= Tayyab Agha =

Afghan politician and Taliban leader

Sayyid Muhammad Tayyab Agha (سید محمد طیب آغا, Sayyid Muḥammad Ṭayyab Āghā; born 1976) is a prominent figure in the Afghan Taliban. He was the head of the political wing of the Taliban from 2009 to 2015 and was the aide and representative of Taliban founder Mohammed Omar. During the Taliban government of the Islamic Emirate of Afghanistan (1996–2001), he served as chief of staff to Omar, as well as his personal secretary, translator, and press spokesman.

== Biography ==
Agha was born in 1976 in Jelahor village, Arghandab District, Kandahar Province, and belongs to a prominent Persian-speaking religious family from a Sayyid tribe. He speaks English, Arabic, Urdu, and Persian, in addition to Pashto.

In early 2010 Agha met Bernd Mützelburg, Germany's special envoy to Afghanistan, at a location in the Persian Gulf region. In November that year he and two close associates met United States Department of State diplomats and US intelligence officials in Munich. He was concerned he could be arrested en route and interned at Guantanamo Bay detention camp, so he was fetched from the Persian Gulf in an airplane of Germany's Federal Intelligence Service, and U.S. National Security Council staff avoided telling the Central Intelligence Agency about the flight.

He moved to Doha, Qatar, in January 2012 to form the Taliban's political office there. On 3 August 2015, following the delayed acknowledgement of the death of Omar, and the appointment of Akhtar Mansour as leader of the Taliban, Agha resigned as head of the political office. He questioned the way in which Mansour was appointed, suggesting that it was driven by people who were living outside Afghanistan. He was also critical of Omar's death being kept secret for nearly two years. He said he was stepping down to avoid "expected future disputes". He was succeeded by Sher Mohammad Abbas Stanekzai, a former anti-Soviet fighter and deputy health minister.

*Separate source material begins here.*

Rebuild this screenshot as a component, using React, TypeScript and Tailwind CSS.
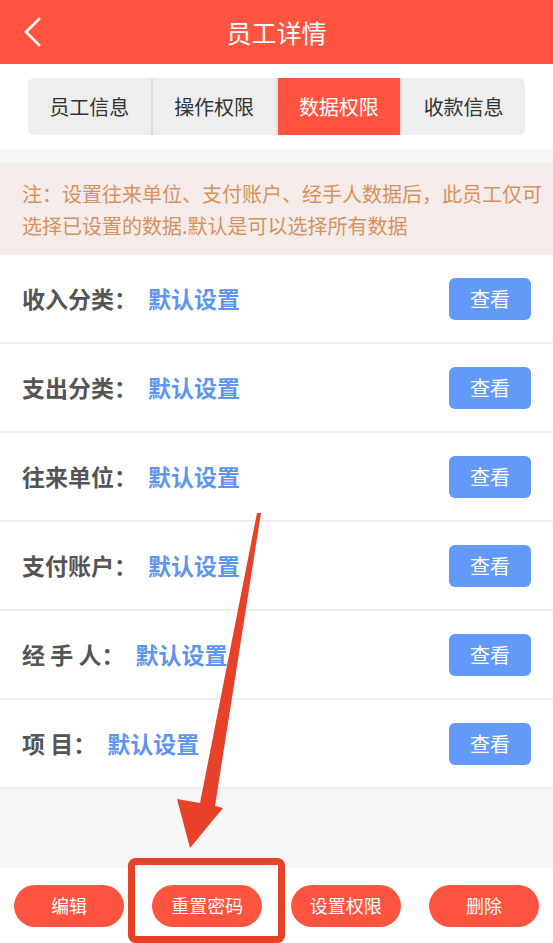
import React from 'react';

const tabs = ['员工信息', '操作权限', '数据权限', '收款信息'];

const rows = [
  { label: '收入分类：', value: '默认设置' },
  { label: '支出分类：', value: '默认设置' },
  { label: '往来单位：', value: '默认设置' },
  { label: '支付账户：', value: '默认设置' },
  { label: '经 手 人：', value: '默认设置' },
  { label: '项 目：', value: '默认设置' },
];

const actions = ['编辑', '重置密码', '设置权限', '删除'];

export default function App() {
  return (
    <div className="relative w-[553px] h-[943px] overflow-hidden flex flex-col bg-[#f7f7f7] font-['Noto_Sans_CJK_SC','Noto_Sans',sans-serif]">
      {/* header */}
      <div className="h-[64px] shrink-0 bg-[#ff5540] flex items-center">
        <div className="w-[64px] pl-[24px] flex items-center">
          <svg width="18" height="30" viewBox="0 0 18 30" fill="none">
            <path d="M15 2 L2 15 L15 28" stroke="white" strokeWidth="2.6" strokeLinecap="square" />
          </svg>
        </div>
        <div className="flex-1 text-center text-white text-[25px] leading-none">员工详情</div>
        <div className="w-[64px]" />
      </div>

      {/* tabs */}
      <div className="bg-white px-[28px] pt-[14px] pb-[14px] shrink-0">
        <div className="h-[57px] flex rounded-[6px] overflow-hidden bg-[#eeeeee]">
          {tabs.map((t, i) => (
            <div
              key={t}
              className={
                'flex-1 flex items-center justify-center text-[20px] ' +
                (i === 2 ? 'bg-[#ff5540] text-white' : 'text-[#333333]') +
                (i > 0 ? ' border-l-2 border-[#dddddd]' : '')
              }
            >
              {t}
            </div>
          ))}
        </div>
      </div>

      {/* note */}
      <div className="mt-[14px] h-[92px] shrink-0 bg-[#f5ebe9] pl-[22px] pr-[8px] pt-[15px] text-[20px] leading-[32px] text-[#d6925c]">
        注：设置往来单位、支付账户、经手人数据后，此员工仅可
        <br />
        选择已设置的数据.默认是可以选择所有数据
      </div>

      {/* rows */}
      <div className="bg-white shrink-0">
        {rows.map((r) => (
          <div key={r.label} className="h-[89px] border-b-2 border-[#eeeeee] flex items-center pl-[22px] pr-[22px]">
            <span className="text-[23px] font-bold text-[#555555] whitespace-pre">{r.label}</span>
            <span className="ml-[11px] text-[23px] font-bold text-[#5e95f0]">{r.value}</span>
            <button className="ml-auto w-[82px] h-[42px] rounded-[6px] bg-[#6399f8] text-white text-[20px] flex items-center justify-center">
              查看
            </button>
          </div>
        ))}
      </div>

      <div className="flex-1" />

      {/* bottom actions */}
      <div className="h-[75px] shrink-0 bg-white flex items-center justify-between px-[14px]">
        {actions.map((a) => (
          <button
            key={a}
            className="w-[110px] h-[42px] rounded-full bg-[#ff5540] text-white text-[18px] flex items-center justify-center"
          >
            {a}
          </button>
        ))}
      </div>

      {/* annotation overlay */}
      <svg className="absolute inset-0 pointer-events-none" width="553" height="943" viewBox="0 0 553 943">
        <polygon
          points="257,513 261,513 215,806 223,808 190,848 177,799 200,803"
          fill="#e8412a"
        />
        <rect x="131.5" y="861.5" width="150" height="78" rx="4" fill="none" stroke="#e8412a" strokeWidth="7" />
      </svg>
    </div>
  );
}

Agha's opinion on how the Taliban should change its approach was published in October 2016 by Radio Free Europe/Radio Liberty, who described him as "a key Taliban ideologue". He thought the Taliban should drop the name "Islamic Emirate of Afghanistan" and call themselves a "movement", as they could not be considered a shadow government when they controlled only rural territory and most of the leadership were living in a foreign country, i.e., Pakistan. Agha called for independence from foreign influence, saying the leadership should leave Pakistan, and calling for the removal of those who were in contact with Pakistani, Iranian, Indian or other foreign intelligence services. He also called for restrictions on Al-Qaeda and other foreign jihadists within Afghanistan, referring to Central Asian jihadists whom the Taliban fought in Zabul in 2015 after they joined ISIS, and how the activities of Al-Qaeda led to the fall of the Taliban regime.